The Pygments processor already built into html-pipeline is a great feature already but I had decided that if I ever wanted to go back to Octopress I should probably keep my site backwards with their core syntax for highlighting, since I had also already cleaned up and ported it into my site. I wanted to keep Github's built-in processor timeout handling, I also want to also add in the "Octopress" style figure elements.

module HTML
  class Pipeline
    class PygmentsFilter < Filter
      Templates = {
        :line_number => %{<span class="line-number">%s</span>\n},
        :code_line => '<span class="line">%s</span>',
        :code_wrapper => <<-HTML
          <figure class="code">
            <div class="highlight">
              <table>
                <tbody>
                  <tr>
                    <td class="gutter">
                      <pre>%s</pre>
                    </td>
                    <td class="code">
                      <pre><code class="%s">%s</code></pre>
                    </td>
                  </tr>
                </tbody>
              </table>
            </div>
          </figure>
        HTML
      }

      # --
      # Searches for the Pygments lexer and then attempts to highlight
      # caching the timeout (if one happens) and moves along as if nothing
      # ever happened (by not highlighting your code of course.) Then it
      # wraps it in what I hope is close to Octopress style `figure`
      # --
      def call
        doc.search("pre").each do |node|
          next unless lexer = Pygments::Lexer[node["lang"]]
          if out = highlight_without_timeout(lexer, node.inner_text)
              .match(/<pre>(.+)<\/pre>/m)[1]
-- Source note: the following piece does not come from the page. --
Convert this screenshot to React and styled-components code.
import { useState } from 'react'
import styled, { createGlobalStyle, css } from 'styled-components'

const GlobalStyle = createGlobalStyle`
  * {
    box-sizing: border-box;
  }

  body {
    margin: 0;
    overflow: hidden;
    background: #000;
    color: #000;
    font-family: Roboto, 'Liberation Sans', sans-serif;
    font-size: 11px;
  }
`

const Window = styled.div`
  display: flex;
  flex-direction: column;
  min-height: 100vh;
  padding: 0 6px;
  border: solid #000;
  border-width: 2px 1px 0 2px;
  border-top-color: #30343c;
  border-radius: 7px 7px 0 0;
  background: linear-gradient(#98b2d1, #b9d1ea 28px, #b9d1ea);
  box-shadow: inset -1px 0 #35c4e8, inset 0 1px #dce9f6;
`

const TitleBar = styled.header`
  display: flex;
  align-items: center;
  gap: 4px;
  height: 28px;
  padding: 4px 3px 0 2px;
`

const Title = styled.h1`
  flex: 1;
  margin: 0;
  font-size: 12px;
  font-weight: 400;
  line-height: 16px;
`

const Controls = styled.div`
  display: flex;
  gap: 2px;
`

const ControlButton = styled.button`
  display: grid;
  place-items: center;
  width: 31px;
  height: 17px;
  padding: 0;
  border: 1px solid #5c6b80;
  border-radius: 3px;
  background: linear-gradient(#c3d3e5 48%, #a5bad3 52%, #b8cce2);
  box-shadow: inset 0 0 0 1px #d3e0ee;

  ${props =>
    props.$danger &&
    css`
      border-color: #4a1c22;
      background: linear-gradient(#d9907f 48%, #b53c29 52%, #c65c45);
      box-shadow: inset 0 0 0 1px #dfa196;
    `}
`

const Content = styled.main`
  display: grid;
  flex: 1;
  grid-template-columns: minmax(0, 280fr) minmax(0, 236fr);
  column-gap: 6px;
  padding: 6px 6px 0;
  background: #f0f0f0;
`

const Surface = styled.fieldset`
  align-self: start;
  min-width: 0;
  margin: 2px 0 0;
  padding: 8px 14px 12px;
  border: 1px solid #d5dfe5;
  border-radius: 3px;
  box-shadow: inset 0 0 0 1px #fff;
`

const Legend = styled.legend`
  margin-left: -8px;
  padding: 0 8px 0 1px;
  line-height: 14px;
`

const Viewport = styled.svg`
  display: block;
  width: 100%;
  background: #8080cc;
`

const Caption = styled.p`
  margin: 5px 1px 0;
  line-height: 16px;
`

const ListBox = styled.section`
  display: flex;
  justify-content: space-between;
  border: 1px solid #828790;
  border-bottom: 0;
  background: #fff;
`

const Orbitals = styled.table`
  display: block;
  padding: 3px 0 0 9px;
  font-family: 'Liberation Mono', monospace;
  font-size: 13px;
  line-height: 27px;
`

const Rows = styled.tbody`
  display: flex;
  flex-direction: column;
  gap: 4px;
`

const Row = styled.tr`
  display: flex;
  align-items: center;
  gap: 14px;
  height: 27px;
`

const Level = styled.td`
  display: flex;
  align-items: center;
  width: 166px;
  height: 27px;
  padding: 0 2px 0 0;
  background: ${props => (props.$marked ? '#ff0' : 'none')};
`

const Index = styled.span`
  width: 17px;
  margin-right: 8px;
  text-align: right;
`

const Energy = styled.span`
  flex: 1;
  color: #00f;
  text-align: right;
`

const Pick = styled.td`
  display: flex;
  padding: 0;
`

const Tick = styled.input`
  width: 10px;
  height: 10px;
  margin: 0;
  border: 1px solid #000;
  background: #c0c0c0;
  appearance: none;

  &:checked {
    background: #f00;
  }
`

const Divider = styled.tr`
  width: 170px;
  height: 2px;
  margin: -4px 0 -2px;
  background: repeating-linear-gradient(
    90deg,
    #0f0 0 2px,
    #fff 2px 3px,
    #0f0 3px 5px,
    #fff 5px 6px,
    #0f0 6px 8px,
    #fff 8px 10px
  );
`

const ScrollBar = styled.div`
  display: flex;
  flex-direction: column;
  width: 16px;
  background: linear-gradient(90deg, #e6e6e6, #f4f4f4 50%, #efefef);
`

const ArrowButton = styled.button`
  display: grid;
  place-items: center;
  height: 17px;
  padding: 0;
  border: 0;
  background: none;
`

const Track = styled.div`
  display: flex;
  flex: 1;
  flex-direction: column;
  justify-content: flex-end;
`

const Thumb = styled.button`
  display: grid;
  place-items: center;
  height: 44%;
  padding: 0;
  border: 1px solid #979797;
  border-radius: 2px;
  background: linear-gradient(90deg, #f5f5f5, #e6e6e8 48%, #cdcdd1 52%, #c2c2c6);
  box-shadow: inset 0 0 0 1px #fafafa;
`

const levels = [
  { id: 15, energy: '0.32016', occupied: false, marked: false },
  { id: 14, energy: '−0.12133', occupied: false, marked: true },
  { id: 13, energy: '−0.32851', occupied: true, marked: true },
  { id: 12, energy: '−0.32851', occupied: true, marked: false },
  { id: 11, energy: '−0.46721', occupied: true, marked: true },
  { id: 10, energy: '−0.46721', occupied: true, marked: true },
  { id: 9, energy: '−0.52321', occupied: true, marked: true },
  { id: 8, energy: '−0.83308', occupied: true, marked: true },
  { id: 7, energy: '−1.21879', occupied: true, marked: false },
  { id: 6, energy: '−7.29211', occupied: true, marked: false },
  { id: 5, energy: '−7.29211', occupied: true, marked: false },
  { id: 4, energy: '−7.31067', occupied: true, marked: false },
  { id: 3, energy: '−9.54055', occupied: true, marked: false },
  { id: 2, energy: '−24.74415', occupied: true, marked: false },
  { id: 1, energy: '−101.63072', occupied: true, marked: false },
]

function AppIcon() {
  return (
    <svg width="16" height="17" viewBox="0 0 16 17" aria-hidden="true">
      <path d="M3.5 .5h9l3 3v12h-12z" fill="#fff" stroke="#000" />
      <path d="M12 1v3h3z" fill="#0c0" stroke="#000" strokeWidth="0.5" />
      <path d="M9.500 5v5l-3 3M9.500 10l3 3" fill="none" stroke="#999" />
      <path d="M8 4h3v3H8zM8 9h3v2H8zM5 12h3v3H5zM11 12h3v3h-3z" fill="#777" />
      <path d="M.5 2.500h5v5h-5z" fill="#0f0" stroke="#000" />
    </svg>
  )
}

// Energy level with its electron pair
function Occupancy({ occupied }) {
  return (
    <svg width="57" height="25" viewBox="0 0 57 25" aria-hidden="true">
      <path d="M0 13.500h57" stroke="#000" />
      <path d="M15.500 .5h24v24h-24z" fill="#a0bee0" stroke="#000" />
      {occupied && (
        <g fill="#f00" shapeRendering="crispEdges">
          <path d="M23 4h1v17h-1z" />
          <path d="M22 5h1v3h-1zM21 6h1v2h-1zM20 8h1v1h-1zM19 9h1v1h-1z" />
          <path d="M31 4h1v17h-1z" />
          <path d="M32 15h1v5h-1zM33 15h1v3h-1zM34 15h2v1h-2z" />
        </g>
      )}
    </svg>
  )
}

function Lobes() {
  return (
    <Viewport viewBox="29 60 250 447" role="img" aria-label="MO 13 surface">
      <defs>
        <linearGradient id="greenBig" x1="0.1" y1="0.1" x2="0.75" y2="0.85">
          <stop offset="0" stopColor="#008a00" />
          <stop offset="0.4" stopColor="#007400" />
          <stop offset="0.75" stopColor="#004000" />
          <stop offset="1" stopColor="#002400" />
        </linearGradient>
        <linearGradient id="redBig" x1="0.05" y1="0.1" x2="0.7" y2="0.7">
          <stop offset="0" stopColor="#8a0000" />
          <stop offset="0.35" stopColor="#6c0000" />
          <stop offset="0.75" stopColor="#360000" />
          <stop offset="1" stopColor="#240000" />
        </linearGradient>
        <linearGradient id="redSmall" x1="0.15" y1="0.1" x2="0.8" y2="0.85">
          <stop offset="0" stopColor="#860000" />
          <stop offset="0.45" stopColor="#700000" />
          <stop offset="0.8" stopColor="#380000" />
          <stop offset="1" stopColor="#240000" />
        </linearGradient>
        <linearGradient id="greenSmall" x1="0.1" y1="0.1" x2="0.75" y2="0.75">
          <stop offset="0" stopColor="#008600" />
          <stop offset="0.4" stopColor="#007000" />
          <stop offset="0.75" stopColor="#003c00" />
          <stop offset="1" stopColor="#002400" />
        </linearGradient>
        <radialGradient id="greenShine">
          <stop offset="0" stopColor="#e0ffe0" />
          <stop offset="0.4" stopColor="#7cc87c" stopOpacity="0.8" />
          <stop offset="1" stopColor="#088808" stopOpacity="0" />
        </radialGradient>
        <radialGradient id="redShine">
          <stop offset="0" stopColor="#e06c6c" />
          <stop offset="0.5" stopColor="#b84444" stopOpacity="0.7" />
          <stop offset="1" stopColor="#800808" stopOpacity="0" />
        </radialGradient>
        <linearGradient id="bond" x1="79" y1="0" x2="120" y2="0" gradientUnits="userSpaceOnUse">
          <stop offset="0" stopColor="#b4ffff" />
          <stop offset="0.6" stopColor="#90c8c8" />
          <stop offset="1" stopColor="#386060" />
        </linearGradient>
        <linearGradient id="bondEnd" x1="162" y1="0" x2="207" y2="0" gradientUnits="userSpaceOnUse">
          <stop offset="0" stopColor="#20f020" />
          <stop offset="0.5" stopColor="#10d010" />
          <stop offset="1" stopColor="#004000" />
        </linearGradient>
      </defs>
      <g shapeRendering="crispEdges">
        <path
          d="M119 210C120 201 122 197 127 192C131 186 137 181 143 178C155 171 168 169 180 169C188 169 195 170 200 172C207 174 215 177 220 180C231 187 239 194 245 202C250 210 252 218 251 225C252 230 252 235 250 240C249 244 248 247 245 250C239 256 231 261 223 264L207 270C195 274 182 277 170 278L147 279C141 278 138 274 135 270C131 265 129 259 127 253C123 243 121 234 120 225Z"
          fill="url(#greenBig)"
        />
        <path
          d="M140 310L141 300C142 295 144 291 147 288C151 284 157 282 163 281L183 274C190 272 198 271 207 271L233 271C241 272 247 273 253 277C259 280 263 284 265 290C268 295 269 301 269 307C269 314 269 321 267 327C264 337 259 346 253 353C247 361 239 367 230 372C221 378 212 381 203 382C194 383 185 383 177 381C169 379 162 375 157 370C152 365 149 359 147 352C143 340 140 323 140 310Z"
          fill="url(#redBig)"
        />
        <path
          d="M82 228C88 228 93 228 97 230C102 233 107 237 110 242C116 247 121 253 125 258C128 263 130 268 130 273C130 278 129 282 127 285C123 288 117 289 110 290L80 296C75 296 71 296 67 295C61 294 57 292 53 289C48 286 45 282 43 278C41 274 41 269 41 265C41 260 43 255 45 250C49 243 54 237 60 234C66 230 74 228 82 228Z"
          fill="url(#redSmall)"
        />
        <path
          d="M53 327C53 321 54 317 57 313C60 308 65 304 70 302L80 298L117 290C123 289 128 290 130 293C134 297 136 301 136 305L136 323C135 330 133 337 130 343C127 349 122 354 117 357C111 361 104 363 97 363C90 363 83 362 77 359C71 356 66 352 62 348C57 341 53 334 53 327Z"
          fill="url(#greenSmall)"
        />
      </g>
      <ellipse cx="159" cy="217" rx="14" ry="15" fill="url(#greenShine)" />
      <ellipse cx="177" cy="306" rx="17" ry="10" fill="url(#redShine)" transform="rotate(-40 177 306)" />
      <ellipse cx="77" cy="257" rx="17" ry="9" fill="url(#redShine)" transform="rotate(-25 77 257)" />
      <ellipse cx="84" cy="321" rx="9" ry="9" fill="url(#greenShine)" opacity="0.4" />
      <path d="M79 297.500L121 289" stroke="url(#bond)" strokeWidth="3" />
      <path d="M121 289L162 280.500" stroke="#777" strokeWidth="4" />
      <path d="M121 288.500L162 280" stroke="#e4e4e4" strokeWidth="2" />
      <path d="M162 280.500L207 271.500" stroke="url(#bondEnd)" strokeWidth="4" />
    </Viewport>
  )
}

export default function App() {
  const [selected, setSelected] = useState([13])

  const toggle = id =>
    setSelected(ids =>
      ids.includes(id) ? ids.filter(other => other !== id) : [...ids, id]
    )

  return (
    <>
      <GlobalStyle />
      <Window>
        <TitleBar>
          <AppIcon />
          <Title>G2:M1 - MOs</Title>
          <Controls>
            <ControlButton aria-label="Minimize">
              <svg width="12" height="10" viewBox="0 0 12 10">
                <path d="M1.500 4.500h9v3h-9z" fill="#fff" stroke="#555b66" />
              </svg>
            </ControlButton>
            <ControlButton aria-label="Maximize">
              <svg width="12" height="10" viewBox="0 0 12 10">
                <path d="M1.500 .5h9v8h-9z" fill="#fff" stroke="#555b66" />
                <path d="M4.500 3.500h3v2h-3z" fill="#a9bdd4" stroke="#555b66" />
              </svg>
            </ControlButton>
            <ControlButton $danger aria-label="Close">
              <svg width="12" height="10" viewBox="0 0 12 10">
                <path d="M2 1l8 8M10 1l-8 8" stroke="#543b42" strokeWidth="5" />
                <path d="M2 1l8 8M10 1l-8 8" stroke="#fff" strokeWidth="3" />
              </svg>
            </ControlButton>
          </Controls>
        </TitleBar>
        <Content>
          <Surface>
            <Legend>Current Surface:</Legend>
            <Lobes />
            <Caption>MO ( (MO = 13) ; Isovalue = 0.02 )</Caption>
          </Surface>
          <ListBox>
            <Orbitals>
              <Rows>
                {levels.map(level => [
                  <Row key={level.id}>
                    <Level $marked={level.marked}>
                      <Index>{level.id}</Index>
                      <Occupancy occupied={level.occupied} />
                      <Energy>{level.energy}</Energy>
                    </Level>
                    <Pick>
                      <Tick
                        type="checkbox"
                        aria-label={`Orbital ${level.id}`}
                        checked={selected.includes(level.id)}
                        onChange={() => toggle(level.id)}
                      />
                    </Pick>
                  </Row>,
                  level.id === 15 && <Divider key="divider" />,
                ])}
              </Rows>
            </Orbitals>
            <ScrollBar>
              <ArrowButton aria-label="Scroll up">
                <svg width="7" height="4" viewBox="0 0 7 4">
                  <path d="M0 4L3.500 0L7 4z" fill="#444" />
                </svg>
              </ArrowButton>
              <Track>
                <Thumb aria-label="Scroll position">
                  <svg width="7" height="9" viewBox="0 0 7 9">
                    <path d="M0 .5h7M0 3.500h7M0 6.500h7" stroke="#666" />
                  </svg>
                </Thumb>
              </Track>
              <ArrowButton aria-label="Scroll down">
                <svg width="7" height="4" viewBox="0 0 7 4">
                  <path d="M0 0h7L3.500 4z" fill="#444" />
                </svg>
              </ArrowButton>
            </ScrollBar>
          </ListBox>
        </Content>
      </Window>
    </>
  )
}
            code = wrap_lines_and_create_numbers(out)
            node.replace Templates[:code_wrapper] % [
              code[:line_numbers],
              node["lang"],
              code[:code]
            ]

          else
            next
          end
        end

        doc
      end

      # --
      # Does what it says, what the else do you need to know?
      # --
      def highlight_without_timeout(lexer, text)
        lexer.highlight(text)
      rescue Timeout::Error
        nil
      end

      # --
      # Loop through each line of a Pygments highlighted code block and
      # wrap it with a span that tells us it's a line number and add the
      # index so people know which line of code they are reading.
      # --
      def wrap_lines_and_create_numbers(lines)
        code, line_numbers = "", ""

        lines.each_line.with_index(1) do |l, i|
          code+= Templates[:code_line] % l
          line_numbers+= Templates[
            :line_number
          ] % i
        end

        {
          :code => code,
          :line_numbers => line_numbers
        }
      end
    end
  end
end

Note: That might not be how Octopress does it, considering my site has changed over the years, so it might be slightly different, it isn't that hard to make it the same though.
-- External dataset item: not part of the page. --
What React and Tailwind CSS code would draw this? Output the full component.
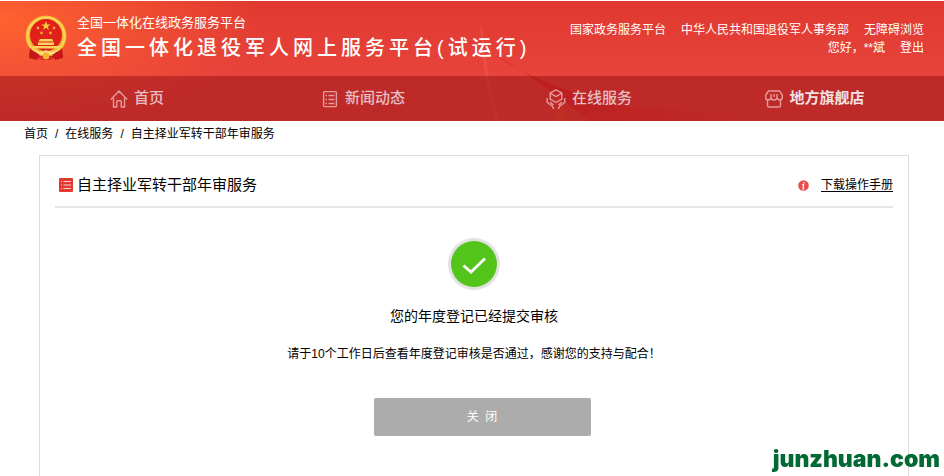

The next part of my task was to build the actual generator. I wanted to do this in a way that would allow me to extend it without disrupting an the existing configuration file. I opted to stick with a hash for all, so that if I added anything more than the :gfm option it would not interrupt anything users have already done.
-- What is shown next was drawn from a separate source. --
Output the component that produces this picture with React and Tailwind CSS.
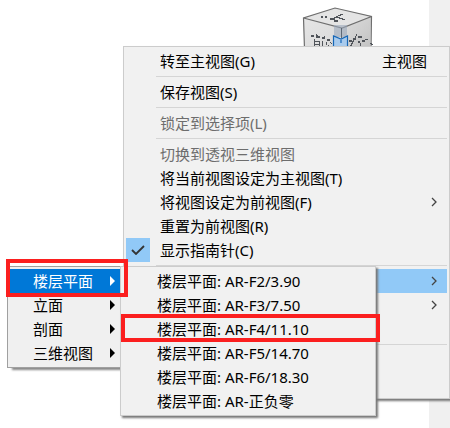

I also did not want to give people the ability to select what types of filters they had... yet, at least until I wanted to take the time to see what all did what and build a pre-approved list that could act as basic security. So I ended up with the following:

module Jekyll
  module Converters
    class Pipeline < Converter
      safe true

      FILTERS = [
        HTML::Pipeline::MarkdownFilter,
        HTML::Pipeline::AutolinkFilter,
        HTML::Pipeline::PygmentsFilter,
      ]

      # --
      # Make sure we have some default options.
      # @return [Hash]
      # --
      def ensure_default_opts
        @config["pipeline"] ||= {}
        @config["pipeline"]["exts"] ||= "github_markdown"
        @config["pipeline"]["opts"] ||= {}
      end

      # --
      # Setup HTML Pipeline
      # --
      def setup
        unless @setup
          ensure_default_opts
          @parser = HTML::Pipeline.new(FILTERS)
          @setup = true
        end
      end

      # --
      # The extension we match.
      # --
      def output_ext(ext)
        ".html"
      end

      # --
      # The extension we match.
      # --
      def matches(ext)
        ext =~ /\.(#{@config["pipeline"]["exts"]})\Z/
      end

      # --
      # Convert the content to HTML.
      # @return [String]
      # --
      def convert(content)
        gfm = @config["pipeline"]["opts"]["gfm"]
        setup; @parser.call(content, :gfm => gfm)[:output].to_s
      end
    end
  end
end

After I threw all that into the _plugins folder and went on about my way and did a jekyll build it let html-pipeline take over and do it's job. I am happy, to say the least. And with all that said, I hope that you too will switch to html-pipeline because it will allow you to adjust your content on the fly a lot easier than Jekyll allows you to.